Semaine shakespearienne pour François Hollande
Par Christian Duteil
Où la rentrée s’annonce fort mal pour le Président de la République, maltraité par la conjoncture, les plans sociaux, l’absence de croissance et les sondages. La barre symbolique des 3 millions de chômeurs serait franchie. Et où celui qu’un méchant persifleur vient de baptiser « l’Hamlet élyséen » a un moment d’abandon et un grand sentiment de solitude… Solitude du pouvoir alors qu’il vient de s’exiler à New-York pour discourir devant l’assemblée des Nations Unies.
Alors, pour tenter de vaincre la dépression, tuer le temps et prendre de la hauteur, François relit ses classiques, notamment Shakespeare, le monologue d’Hamlet, traduction André Gide.
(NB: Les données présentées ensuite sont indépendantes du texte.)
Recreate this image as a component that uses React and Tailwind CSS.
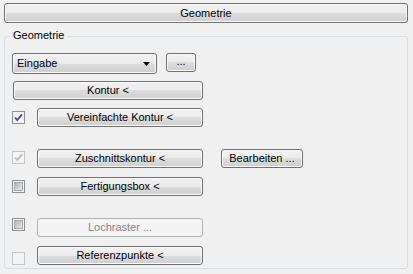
import React from 'react';

const face =
  'flex items-center h-[19px] rounded-[3px] border border-[#707070] bg-[linear-gradient(#f2f2f2_0%,#ebebeb_50%,#dddddd_50%,#cfcfcf_100%)] shadow-[inset_0_0_0_1px_#fbfbfb] text-black';
const btn = `${face} justify-center`;
const btnDisabled =
  'flex items-center justify-center h-[19px] rounded-[3px] border border-[#adb2b5] bg-[#f4f4f4] text-[#838383]';

const Check = ({ color }) => (
  <svg width="9" height="9" viewBox="0 0 9 9">
    <path d="M1 4.5 L3.2 7 L8 1.3" fill="none" stroke={color} strokeWidth="1.8" />
  </svg>
);

const CheckBox = ({ checked, disabled, offset }) => {
  if (disabled) {
    return (
      <div className={`w-[13px] h-[13px] border border-[#c5c5c5] bg-[#f4f4f4] flex items-center justify-center ${offset}`}>
        {checked && <Check color="#bdbdbd" />}
      </div>
    );
  }
  return (
    <div className={`w-[13px] h-[13px] border border-[#8e8f8f] p-[1px] bg-[#f4f4f4] ${offset}`}>
      <div
        className={`w-full h-full flex items-center justify-center ${
          checked
            ? 'bg-[linear-gradient(135deg,#e8e9ea,#ffffff)]'
            : 'bg-[linear-gradient(135deg,#b0b3b8,#e9eaeb)] border border-[#a6a9ad]'
        }`}
      >
        {checked && <Check color="#3d54a0" />}
      </div>
    </div>
  );
};

const Row = ({ mt, box, boxOffset, label, disabled, children }) => (
  <div className={`flex items-start ${mt}`}>
    <CheckBox checked={box.checked} disabled={box.disabled} offset={boxOffset} />
    <div className={`ml-[12px] w-[166px] ${disabled ? btnDisabled : btn}`}>{label}</div>
    {children}
  </div>
);

export default function App() {
  return (
    <div
      className="w-[413px] h-[274px] bg-[#f0f0f0] pt-[3px] pl-[4px] pr-[5px] text-[11px] leading-[13px] text-black"
      style={{ fontFamily: '"Liberation Sans", Arial, sans-serif' }}
    >
      <div className={`${btn} h-[20px] w-full`}>Geometrie</div>

      <div className="relative mt-[13px] h-[233px] rounded-[3px] border border-[#d5dfe5] pl-[7px] pt-[16px]">
        <span className="absolute -top-[8px] left-[5px] bg-[#f0f0f0] px-[3px]">Geometrie</span>

        <div className="flex items-start">
          <div className={`${face} h-[21px] w-[145px] justify-between pl-[4px] pr-[6px]`}>
            <span>Eingabe</span>
            <svg width="7" height="4" viewBox="0 0 7 4">
              <path d="M0 0 H7 L3.5 4 Z" fill="#000" />
            </svg>
          </div>
          <div className={`${btn} ml-[9px] w-[30px] pb-[2px]`}>...</div>
        </div>

        <div className={`${btn} mt-[7px] ml-[1px] w-[190px]`}>Kontur &lt;</div>

        <Row mt="mt-[8px]" box={{ checked: true }} boxOffset="mt-[3px]" label="Vereinfachte Kontur <" />

        <Row mt="mt-[22px]" box={{ checked: true, disabled: true }} boxOffset="mt-[2px]" label="Zuschnittskontur <">
          <div className={`${btn} ml-[18px] w-[82px]`}>Bearbeiten ...</div>
        </Row>

        <Row mt="mt-[9px]" box={{ checked: false }} boxOffset="mt-[3px]" label="Fertigungsbox <" />

        <Row mt="mt-[22px]" box={{ checked: false }} boxOffset="mt-0" label="Lochraster ..." disabled />

        <Row mt="mt-[9px]" box={{ checked: false, disabled: true }} boxOffset="mt-[6px]" label="Referenzpunkte <" />
      </div>
    </div>
  );
}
Etre ou ne pas être président : telle est la question. Y-a-t-il pour l’âme plus de noblesse à endurer les coups et les revers d’une injurieuse fortune, ou à s’armer contre elle pour mettre frein à une armée de douleurs ? Se soumettre, se démettre : est-ce tout ? Ah ! calmer dans la retraite les affreux battements du cœur ! Inaugurer des Chrysanthèmes : quelle conclusion des maux de l’homme d’Etat serait plus dévotement souhaitée ? Se soumettre, se démettre… ou rêver, peut-être.
Rêver, c’est là le hic ! Car si, dans le sommeil de la raison, il nous vient des songes de triomphe… halte là ! Et pourtant qui supporterait sans cela les calamités de la vie publique, les soufflets et les avanies, les affres de la passion dédaignée que l’on porte à son peuple, les rebuffades de ceux dont on aimerait être aimé, la suffisance des gens officiels, les outrages d’un orgueilleux qu’on a trop caressé, alors qu’une petite signature au bas d’une abdication viendrait à bout de tout cela ? Qui donc assumerait ces charges, accepterait de geindre et de suer sous le faix écrasant du pouvoir, s’il n’y avait cette crainte de la mort politique, mystérieuse et ennuyeuse contrée d’où nul voyageur ne revient ? Voici la peur qui nous engage à supporter les maux présents, plutôt que de nous en échapper vers ces autres que les traversées du désert nous ont fait connaître.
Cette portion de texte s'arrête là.